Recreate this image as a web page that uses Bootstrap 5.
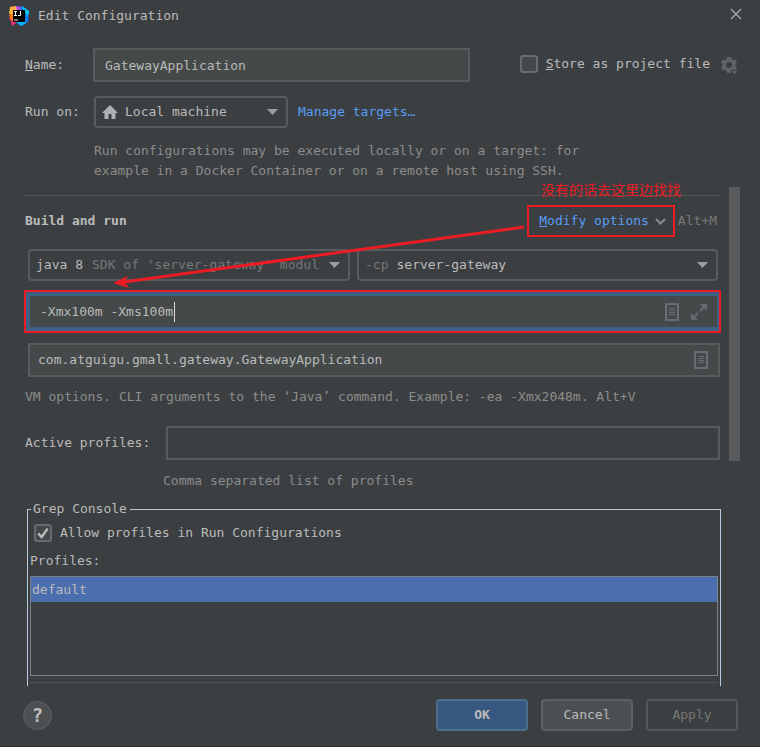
<!DOCTYPE html>
<html lang="en" data-bs-theme="dark">
<head>
<meta charset="utf-8">
<meta name="viewport" content="width=device-width, initial-scale=1">
<title>Edit Configuration</title>
<link href="https://cdn.jsdelivr.net/npm/bootstrap@5.3.0/dist/css/bootstrap.min.css" rel="stylesheet">
<style>
  :root { --pane: #3c3f41; --field: #45494a; --line: #595c5d; --ink: #bbbbbb; --dim: #8c8c8c; --blue: #589df6; --red: #ec1c24; }
  body { background: var(--pane); color: var(--ink); font: 13px/20px "DejaVu Sans Mono", "Liberation Mono", monospace; }
  svg { display: block; flex: none; }
  .dim { color: var(--dim); }
  .dimmer { color: #777777; }
  .title-bar { padding: 6px 18px 0 9px; height: 33px; gap: 9px; }
  .title-bar button, .plain-btn { background: none; border: 0; padding: 0; color: #afb1b3; }
  .head-area { padding: 15px 22px 0 25px; }
  .name-label { width: 68px; flex: none; }
  .run-label { width: 69px; flex: none; }
  .run-row { margin-top: 14px; }
  .store-box { margin-left: 50px; padding-bottom: 3px; gap: 8px; }
  .store-box label { padding-right: 3px; }
  .field { background: var(--field); border: 2px solid var(--line); border-radius: 0; color: var(--ink); height: 34px; font-size: 13px; line-height: 20px; padding: 0 10px; min-width: 0; }
  .field:focus, .bare:focus { outline: 0; }
  .combo { border: 2px solid var(--line); border-radius: 4px; height: 32px; padding: 0 8px 0 6px; min-width: 0; }
  .bare { appearance: none; background: transparent; border: 0; padding: 0; margin: 0; color: var(--ink); font: inherit; min-width: 0; }
  .run-combo { width: 194px; gap: 7px; margin-right: 10px; }
  .run-hint { margin: 13px 0 0 69px; max-width: 540px; }
  .tick { width: 18px; height: 18px; margin: 0; flex: none; border: 2px solid #6b6b6b; border-radius: 3px; background-color: #43494a; }
  .tick:checked { background-color: #43494a; border-color: #6b6b6b; background-size: 14px 14px; background-image: url("data:image/svg+xml,%3Csvg xmlns='http://www.w3.org/2000/svg' viewBox='0 0 14 14'%3E%3Cpath d='M2.2 7.4 5.6 11 11.6 2.6' fill='none' stroke='%23bbbbbb' stroke-width='2.4'/%3E%3C/svg%3E"); }
  a { color: var(--blue); text-decoration: none; }
  .scroll-row { margin-top: 6px; padding: 0 20px 0 24px; gap: 8px; }
  .thumb { width: 11px; height: 274px; background: #595b5d; flex: none; }
  .rule { height: 1px; background: #515455; }
  .note { position: absolute; right: 40px; top: -8px; color: var(--red); font: 14px/20px "Noto Sans CJK SC", sans-serif; white-space: nowrap; }
  .arrow { position: absolute; left: 84px; top: 34px; pointer-events: none; }
  .build-row { margin-top: 9px; padding: 0 4px 0 1px; gap: 3px; }
  .section-name { font-size: 13px; line-height: 20px; color: var(--ink); }
  .modify { border: 2px solid var(--red); height: 32px; padding: 0 7px 0 10px; gap: 6px; }
  .combo-row { margin-top: 12px; padding: 0 3px 0 4px; gap: 7px; }
  .java-combo { width: 322px; flex: none; }
  .java-select { width: 56px; flex: none; }
  .vm-frame { border: 2px solid var(--red); margin-top: 9px; }
  .vm-field { border: 4px solid #3d6185; border-right-width: 2px; background: var(--field); height: 39px; padding: 0 10px; }
  .vm-input { width: 134px; }
  .caret { width: 1px; height: 20px; background: #dddddd; }
  .class-row { margin-top: 10px; padding: 0 1px 0 4px; }
  .main-class { padding: 0 10px 0 8px; }
  .vm-hint { margin: 10px 0 0; padding-left: 1px; }
  .profiles-row { margin-top: 19px; padding: 0 1px; }
  .profiles-label { width: 141px; flex: none; }
  .profiles-hint { margin: 11px 0 0; padding-left: 139px; }
  .grep { margin: 8px 0 0 3px; border: 1px solid #b4cbe2; border-bottom: 0; padding: 0 2px 3px; min-width: 0; }
  .grep legend { float: none; width: auto; font-size: 13px; line-height: 20px; margin: 0 0 0 1px; padding: 0 3px 0 2px; }
  .allow-row { margin: 4px 0 8px 4px; }
  .list-title { margin-bottom: 5px; }
  .list-end { margin-top: 6px; }
  .profile-list { border: 1px solid #7a8288; height: 100px; }
  .profile-list button { background: #4b6eaf; border: 0; color: var(--ink); height: 25px; padding: 0 1px; text-align: left; display: block; width: 100%; }
  .foot { padding: 13px 22px 15px 23px; gap: 13px; border-bottom: 1px solid #2f3133; }
  .act { width: 92px; height: 32px; padding: 0; border: 2px solid #5e6060; border-radius: 4px; background: #4c5052; color: var(--ink); font-size: 13px; line-height: 20px; }
  .act-main { background: #365880; border-color: #4c708c; font-weight: 700; }
  .act:disabled { background: var(--pane); border-color: #555758; color: #777777; opacity: 1; }
  .help { width: 29px; height: 29px; border: 1px solid #5e6060; background: #4c5052; color: var(--ink); border-radius: 50%; padding: 0; font: 700 19px/20px "DejaVu Sans Mono", monospace; }
</style>
</head>
<body>
<header class="title-bar d-flex align-items-start">
  <svg width="20" height="20" viewBox="0 0 20 20" aria-hidden="true">
    <path d="M1 1 7 0 11 3 8 16 3 20 2 15 0 12 2 9Z" fill="#fc317d"/>
    <path d="M1 1 7 0 10 4 4 9 0 8Z" fill="#fdb63c"/>
    <path d="M0 9 4 8 4 15 2 14Z" fill="#f97a12"/>
    <path d="M9 2 13 0 20 5 19 16 12 20 7 16Z" fill="#087cfa"/>
    <path d="M13 0 20 5 19 10 14 4Z" fill="#07c3f2"/>
    <path d="M6 15 12 20 17 17 15 14Z" fill="#07b4f7"/>
    <path d="M7 0 12 1 11 5 8 5Z" fill="#b74af7"/>
    <rect x="4" y="4" width="12" height="12" fill="#000"/>
    <path d="M5 5.500h3M6.500 5.500v4M5 9.500h3M11.500 5v4.500H9M5 14h4" stroke="#fff" fill="none"/>
  </svg>
  <span class="flex-grow-1">Edit Configuration</span>
  <button type="button" aria-label="Close"><svg width="12" height="16" viewBox="0 0 12 16" fill="none" stroke="currentColor" stroke-width="1.200"><path d="M1 3 11 13M11 3 1 13"/></svg></button>
</header>

<main>
  <section class="head-area">
    <div class="d-flex align-items-center">
      <label class="name-label" for="name"><u>N</u>ame:</label>
      <input class="field flex-grow-1" id="name" type="text" value="GatewayApplication">
      <div class="store-box d-flex align-items-center">
        <input class="form-check-input tick" type="checkbox" id="store">
        <label for="store"><u>S</u>tore as project file</label>
        <button class="plain-btn pt-1" type="button" aria-label="Storage settings">
          <svg width="17" height="18" viewBox="0 0 17 18" fill="#606365">
            <path fill-rule="evenodd" d="M6 0h4l.5 2.300 1.500.9L14.200 2.400 16 5.500 14.400 7v2L16 10.500 14.500 13 12 12.500l-1.500 1L10 16H6l-.5-2.500-1.500-.9L1.800 13.500 0 10.400 1.600 9V7L0 5.500 1.800 2.400 4 3.200l1.500-.9ZM8 5a3 3 0 1 0 0 6 3 3 0 0 0 0-6Z"/>
            <path d="M10 13.500h7L13.500 18Z" stroke="#3c3f41" stroke-width=".6"/>
          </svg>
        </button>
      </div>
    </div>
    <div class="run-row d-flex align-items-center">
      <label class="run-label" for="runon">Run on:</label>
      <div class="combo run-combo d-flex align-items-center">
        <svg width="16" height="14" viewBox="0 0 16 14" fill="#afb1b3"><path d="M8 0 16 8H13.500V14H9.500V9H6.500V14H2.500V8H0Z"/></svg>
        <select class="bare flex-grow-1" id="runon"><option>Local machine</option></select>
        <svg width="11" height="6" viewBox="0 0 11 6" fill="#9a9da0"><path d="M0 0H11L5.500 6Z"/></svg>
      </div>
      <a href="#">Manage targets…</a>
    </div>
    <p class="run-hint dim">Run configurations may be executed locally or on a target: for example in a Docker Container or on a remote host using SSH.</p>
  </section>

  <div class="scroll-row d-flex align-items-start">
    <div class="position-relative flex-grow-1 pt-2">
      <div class="rule"></div>
      <div class="note" lang="zh">没有的话去这里边找找</div>

      <div class="build-row d-flex align-items-center">
        <h2 class="section-name fw-bold m-0 flex-grow-1">Build and run</h2>
        <a class="modify d-flex align-items-center" href="#">
          <span><u>M</u>odify options</span>
          <svg width="11" height="7" viewBox="0 0 11 7" fill="none" stroke="#8a8d8f" stroke-width="2"><path d="M1 1 5.500 5.500 10 1"/></svg>
        </a>
        <span class="dimmer">Alt+M</span>
      </div>

      <div class="combo-row d-flex">
        <div class="combo java-combo d-flex align-items-center">
          <select class="bare java-select" id="jre" aria-label="Java version"><option>java 8</option></select>
          <span class="dimmer text-nowrap flex-grow-1">SDK of 'server-gateway' modul</span>
          <svg width="11" height="6" viewBox="0 0 11 6" fill="#9a9da0"><path d="M0 0H11L5.500 6Z"/></svg>
        </div>
        <div class="combo d-flex align-items-center flex-grow-1">
          <label class="dimmer me-2" for="cp">-cp</label>
          <select class="bare flex-grow-1" id="cp"><option>server-gateway</option></select>
          <svg width="11" height="6" viewBox="0 0 11 6" fill="#9a9da0"><path d="M0 0H11L5.500 6Z"/></svg>
        </div>
      </div>

      <div class="vm-frame">
        <div class="vm-field d-flex align-items-center">
          <input class="bare vm-input" type="text" aria-label="VM options" value="-Xmx100m -Xms100m">
          <span class="caret"></span>
          <button class="plain-btn ms-auto me-2 pe-1" type="button" aria-label="Insert macros"><svg width="14" height="18" viewBox="0 0 14 18" fill="none" stroke="#646d72"><path stroke-width="2" d="M1 1H13V17H1Z"/><path d="M4 5.500H10M4 7.500H10M4 9.500H10M4 11.500H10"/></svg></button>
          <button class="plain-btn" type="button" aria-label="Expand"><svg width="16" height="16" viewBox="0 0 16 16" fill="#646d72"><path d="M9 0H16V7ZM0 9V16H7Z"/><path d="M9 7 14 2M2 14 7 9" stroke="#646d72" stroke-width="2"/></svg></button>
        </div>
      </div>

      <div class="class-row">
        <div class="field main-class d-flex align-items-center">
          <input class="bare flex-grow-1" type="text" aria-label="Main class" value="com.atguigu.gmall.gateway.GatewayApplication">
          <button class="plain-btn" type="button" aria-label="Browse classes"><svg width="14" height="18" viewBox="0 0 14 18" fill="none" stroke="#646d72"><path stroke-width="2" d="M1 1H13V17H1Z"/><path d="M4 5.500H10M4 7.500H10M4 9.500H10M4 11.500H10"/></svg></button>
        </div>
      </div>
      <p class="dim vm-hint">VM options. CLI arguments to the ‘Java’ command. Example: -ea -Xmx2048m. Alt+V</p>

      <div class="d-flex align-items-center profiles-row">
        <label class="profiles-label" for="active">Active profiles:</label>
        <input class="field flex-grow-1 bg-transparent" id="active" type="text">
      </div>
      <p class="dim profiles-hint">Comma separated list of profiles</p>

      <fieldset class="grep">
        <legend>Grep Console</legend>
        <div class="d-flex align-items-center allow-row">
          <input class="form-check-input tick" type="checkbox" id="allow" checked>
          <label class="ms-2" for="allow">Allow profiles in Run Configurations</label>
        </div>
        <div class="list-title">Profiles:</div>
        <div class="profile-list"><button type="button">default</button></div>
        <div class="rule list-end"></div>
      </fieldset>

      <svg class="arrow" width="420" height="70" viewBox="0 0 420 70" aria-hidden="true">
        <path d="M416 6 16 61" stroke="#ec1c24" stroke-width="3"/><path d="M5 62 20 55 17 61 21 67Z" fill="#ec1c24"/>
      </svg>
    </div>
    <div class="thumb"></div>
  </div>
</main>

<footer class="foot d-flex align-items-center">
  <button class="help me-auto" type="button" aria-label="Help">?</button>
  <button class="act act-main" type="button">OK</button>
  <button class="act" type="button">Cancel</button>
  <button class="act" type="button" disabled>Apply</button>
</footer>
<script src="https://cdn.jsdelivr.net/npm/bootstrap@5.3.0/dist/js/bootstrap.bundle.min.js"></script>
</body>
</html>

* * * * *

**SHORT EXERCISE:** Search the data for the string "image". List each line that has it.

**EXERCISE RESULT:**
Recreate this image as a web page that uses Bootstrap 5.
  .tick:checked { background-color: #43494a; border-color: #6b6b6b; background-size: 14px 14px; background-image: url("data:image/svg+xml,%3Csvg xmlns='http://www.w3.org/2000/svg' viewBox='0 0 14 14'%3E%3Cpath d='M2.2 7.4 5.6 11 11.6 2.6' fill='none' stroke='%23bbbbbb' stroke-width='2.4'/%3E%3C/svg%3E"); }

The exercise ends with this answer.